In the stark heat of the mid-morning sun on the burnt out plains of Kapiti within half-an-hour’s drive from Nairobi, Kenya’s capital city, a small team of youngsters walk along the fence, stopping every few metres.

The youngsters are part of a desnaring team, volunteers with the Born Free Foundation – the animal rights group set up by the actress Virginia Mckenna and her late husband Bill Travers, the duo who starred in the 1960s epic film, Born Free.

Born Free supports wildlife conservation work across the globe such as protecting tigers in India, bears in Canada, elephants in Sri Lanka and partnering with Kenya Wildlife Service in Kenya to support its anti-poaching work.

“Bushmeat is a big thing in Kenya today,” says Alice Owen of Born Free. “Statistics show that Kenya has lost 60 per cent of its wildlife in the past 30 years. We’re the generation that’s caused the loss.”

Those not familiar with the term bushmeat will find it hard to fathom how such a cruel and illicit trade has flourished where wild animals meet a slow and painful death trapped in snares with razor-sharp claws.

There are cases of elephants having their trunks amputated to set them free from the snares and lions left to die slow and painful deaths. It’s indiscriminating.

The meat is sold for the pot and it has found its way into urban centres like Nairobi.

Unfortunately, because of no policy on the bushmeat trade, offenders are let off with a minimal fine such as the woman trader in Nairobi’s Burma market who was fined Ksh30,000 ($375) and set free.

With a ready market for bushmeat, poachers have no problem selling the “free meat” to village butcheries and the truckers who ferry containers across the continent.

Unfortunately bushmeat is dirt-cheap in Kenya, unlike West Africa where it is double the cost of the domestic meat.

A chunk of giraffe meat or a dikdik in Kenya goes for as little as Ksh 50 (62 US cents).

This low price does not reflect the true value of the natural resource, undervaluing it at the cost of the national economy.

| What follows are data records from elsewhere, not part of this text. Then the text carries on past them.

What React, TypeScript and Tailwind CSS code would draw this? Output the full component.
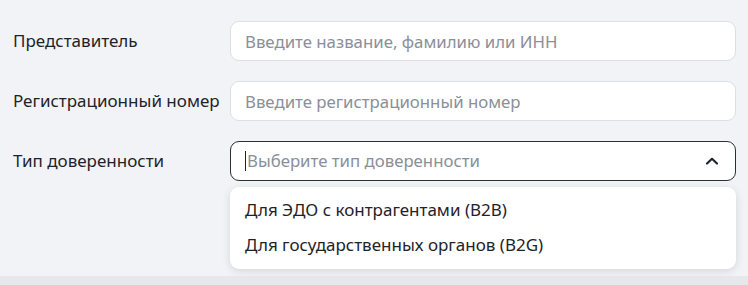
import React from 'react';

const font = { fontFamily: '"Noto Sans", "Open Sans", sans-serif' };

const Field: React.FC<{ label: string; placeholder: string }> = ({ label, placeholder }) => (
  <div className="flex items-center">
    <label className="w-[217px] shrink-0 text-[17px] text-[#1f2329]">{label}</label>
    <input
      type="text"
      placeholder={placeholder}
      className="h-[40px] w-[506px] rounded-[9px] border border-[#dcdfe5] bg-white px-[14px] text-[16.8px] text-[#1f2329] outline-none placeholder:text-[#8a8f99]"
      style={font}
    />
  </div>
);

const App: React.FC = () => {
  const options = ['Для ЭДО с контрагентами (B2B)', 'Для государственных органов (B2G)'];

  return (
    <div className="h-[285px] w-full bg-[#e6e8eb]" style={font}>
      <div className="flex h-[276px] flex-col gap-[20px] bg-[#f2f3f6] pl-[13px] pt-[21px]">
        <Field label="Представитель" placeholder="Введите название, фамилию или ИНН" />
        <Field label="Регистрационный номер" placeholder="Введите регистрационный номер" />

        <div className="flex items-center">
          <label className="w-[217px] shrink-0 text-[17px] text-[#1f2329]">Тип доверенности</label>
          <div className="relative w-[506px]">
            <div className="flex h-[40px] items-center rounded-[9px] border border-[#2b2f36] bg-white pl-[14px] pr-[15px]">
              <span className="mr-[1px] h-[20px] w-px bg-[#1f2329]" />
              <span className="flex-1 text-[16.8px] text-[#8a8f99]">Выберите тип доверенности</span>
              <svg width="16" height="14" viewBox="0 0 16 14" fill="none">
                <path d="M3 9.5 L8 4.8 L13 9.5" stroke="#1f2329" strokeWidth="2.2" strokeLinecap="round" strokeLinejoin="round" />
              </svg>
            </div>
            <ul className="absolute left-0 top-[46px] w-full rounded-[9px] bg-white pb-[7px] pt-[5px] shadow-[0_2px_8px_rgba(0,0,0,0.12)]">
              {options.map((o) => (
                <li key={o} className="flex h-[35px] items-center px-[15px] text-[17px] text-[#1f2329]">
                  {o}
                </li>
              ))}
            </ul>
          </div>
        </div>
      </div>
    </div>
  );
};

export default App;
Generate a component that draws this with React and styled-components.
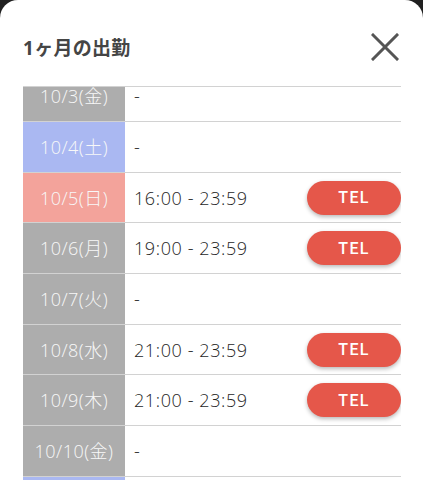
import React from "react";
import styled, { createGlobalStyle } from "styled-components";

const GlobalStyle = createGlobalStyle`
  html, body {
    margin: 0;
    padding: 0;
    background: #202020;
  }
  * { box-sizing: border-box; }
`;

const Sheet = styled.div`
  width: 423px;
  height: 480px;
  background: #ffffff;
  border-radius: 18px 18px 0 0;
  padding: 0 22px 0 23px;
  overflow: hidden;
  font-family: "Open Sans", "Noto Sans CJK JP", sans-serif;
`;

const Header = styled.div`
  height: 86px;
  padding-top: 8px;
  display: flex;
  align-items: center;
  justify-content: space-between;
`;

const Title = styled.h2`
  margin: 0;
  font-size: 19px;
  font-weight: 700;
  color: #454545;
  letter-spacing: 0.3px;
`;

const CloseButton = styled.button`
  width: 34px;
  height: 34px;
  margin-right: -1px;
  padding: 0;
  border: none;
  background: transparent;
  display: flex;
  align-items: center;
  justify-content: center;
  cursor: pointer;
`;

const TableViewport = styled.div`
  border-top: 1px solid #d2d2d2;
  height: 394px;
  overflow: hidden;
`;

const List = styled.div`
  margin-top: -15.7px;
`;

const Row = styled.div`
  display: flex;
  align-items: stretch;
  height: 50.7px;
  border-bottom: 1px solid #d2d2d2;
`;

const dayColors = {
  weekday: "#adadad",
  sat: "#aab8f2",
  sun: "#f3a39b",
};

const DateCell = styled.div`
  width: 102px;
  flex: none;
  display: flex;
  align-items: center;
  justify-content: center;
  background: ${(p) => dayColors[p.$kind]};
  color: #f8f8f8;
  font-size: 18px;
  font-weight: 300;
  line-height: 1;
  letter-spacing: 0.5px;
`;

const TimeCell = styled.div`
  flex: 1;
  display: flex;
  align-items: center;
  justify-content: space-between;
  padding-left: 9px;
  color: #1e1e1e;
  font-size: 18px;
  font-weight: 300;
  line-height: 1;
  letter-spacing: 0.6px;
`;

const TelButton = styled.button`
  width: 94px;
  height: 34px;
  border: none;
  border-radius: 17px;
  background: #e5574a;
  color: #ffffff;
  font-family: Roboto, "Noto Sans", sans-serif;
  font-size: 16px;
  font-weight: 500;
  letter-spacing: 1.3px;
  box-shadow: 0 2px 4px rgba(0, 0, 0, 0.28);
  cursor: pointer;
`;

const rows = [
  { date: "10/3(金)", kind: "weekday", time: null },
  { date: "10/4(土)", kind: "sat", time: null },
  { date: "10/5(日)", kind: "sun", time: "16:00 - 23:59" },
  { date: "10/6(月)", kind: "weekday", time: "19:00 - 23:59" },
  { date: "10/7(火)", kind: "weekday", time: null },
  { date: "10/8(水)", kind: "weekday", time: "21:00 - 23:59" },
  { date: "10/9(木)", kind: "weekday", time: "21:00 - 23:59" },
  { date: "10/10(金)", kind: "weekday", time: null },
  { date: "10/11(土)", kind: "sat", time: null },
];

export default function App() {
  return (
    <>
      <GlobalStyle />
      <Sheet>
        <Header>
          <Title>1ヶ月の出勤</Title>
          <CloseButton aria-label="閉じる">
            <svg width="28" height="28" viewBox="0 0 28 28">
              <path
                d="M2 2 L26 26 M26 2 L2 26"
                stroke="#555555"
                strokeWidth="3"
                strokeLinecap="square"
                fill="none"
              />
            </svg>
          </CloseButton>
        </Header>
        <TableViewport>
          <List>
            {rows.map((r) => (
              <Row key={r.date}>
                <DateCell $kind={r.kind}>{r.date}</DateCell>
                <TimeCell>
                  <span>{r.time ?? "-"}</span>
                  {r.time && <TelButton>TEL</TelButton>}
                </TimeCell>
              </Row>
            ))}
          </List>
        </TableViewport>
      </Sheet>
    </>
  );
}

A whole chicken on the other hand, costs five to six times that.

The desnaring team, a group of 10, comprises volunteers from the Wildlife Clubs of Kenya, Kenya Wildlife Service personnel and Born Free staff.

They have been on the move since early morning, walking an average 30 kilometres a day under the hot equatorial sun, looking to collect as many snares as possible.